> Task goal
Draw out every line with the word "React" from the listing below.

> Data for the task
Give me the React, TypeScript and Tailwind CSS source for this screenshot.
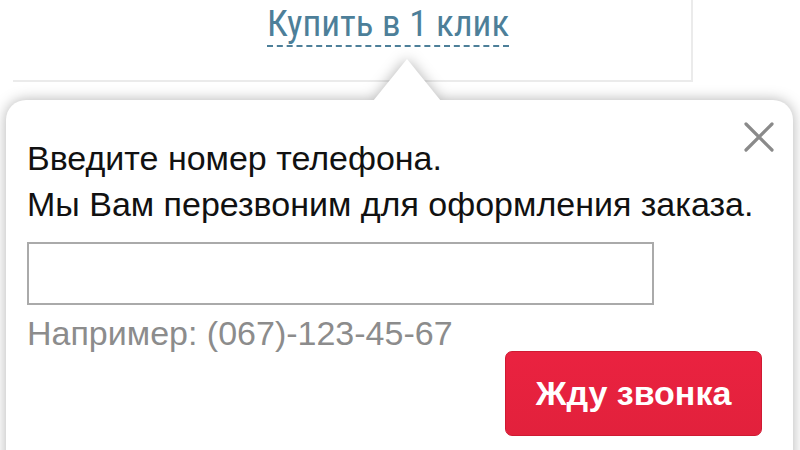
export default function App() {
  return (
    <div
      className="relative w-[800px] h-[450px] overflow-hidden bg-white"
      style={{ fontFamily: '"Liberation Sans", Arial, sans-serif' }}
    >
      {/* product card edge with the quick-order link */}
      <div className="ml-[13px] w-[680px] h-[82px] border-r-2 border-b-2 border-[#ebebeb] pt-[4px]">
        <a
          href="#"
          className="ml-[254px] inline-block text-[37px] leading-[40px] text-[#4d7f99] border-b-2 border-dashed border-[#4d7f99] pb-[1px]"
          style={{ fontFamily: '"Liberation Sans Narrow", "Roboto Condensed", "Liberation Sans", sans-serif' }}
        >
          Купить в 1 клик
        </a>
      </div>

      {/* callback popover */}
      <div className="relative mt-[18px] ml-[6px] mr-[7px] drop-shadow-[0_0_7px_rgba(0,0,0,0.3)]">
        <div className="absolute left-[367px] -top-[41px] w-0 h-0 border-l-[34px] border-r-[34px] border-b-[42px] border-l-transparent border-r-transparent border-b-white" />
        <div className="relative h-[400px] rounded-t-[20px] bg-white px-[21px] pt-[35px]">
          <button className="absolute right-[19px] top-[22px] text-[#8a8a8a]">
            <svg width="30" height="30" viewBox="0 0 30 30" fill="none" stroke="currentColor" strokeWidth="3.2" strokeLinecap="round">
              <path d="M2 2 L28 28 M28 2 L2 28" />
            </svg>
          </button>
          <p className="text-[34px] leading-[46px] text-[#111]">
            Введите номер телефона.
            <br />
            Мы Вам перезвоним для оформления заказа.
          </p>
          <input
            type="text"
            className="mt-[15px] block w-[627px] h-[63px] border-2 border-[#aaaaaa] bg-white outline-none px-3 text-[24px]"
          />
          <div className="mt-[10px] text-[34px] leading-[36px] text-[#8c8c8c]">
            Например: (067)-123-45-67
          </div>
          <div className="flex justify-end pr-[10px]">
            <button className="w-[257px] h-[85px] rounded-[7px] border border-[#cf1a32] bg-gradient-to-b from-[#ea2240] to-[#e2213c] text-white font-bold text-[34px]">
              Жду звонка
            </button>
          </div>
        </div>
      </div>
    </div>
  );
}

==

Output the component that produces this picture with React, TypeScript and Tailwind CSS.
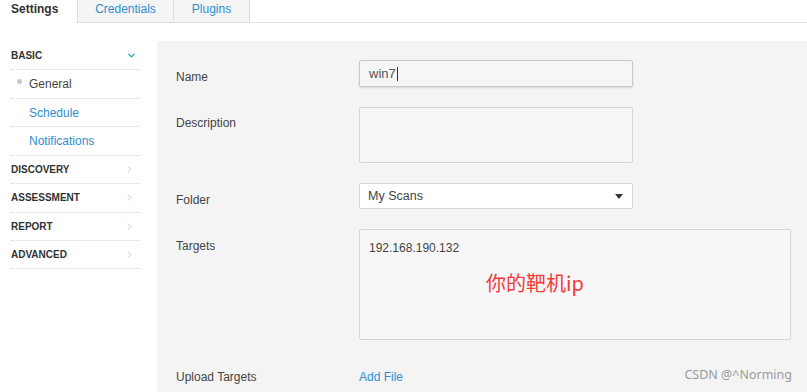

> The reply
Give me the React, TypeScript and Tailwind CSS source for this screenshot.
Output the component that produces this picture with React, TypeScript and Tailwind CSS.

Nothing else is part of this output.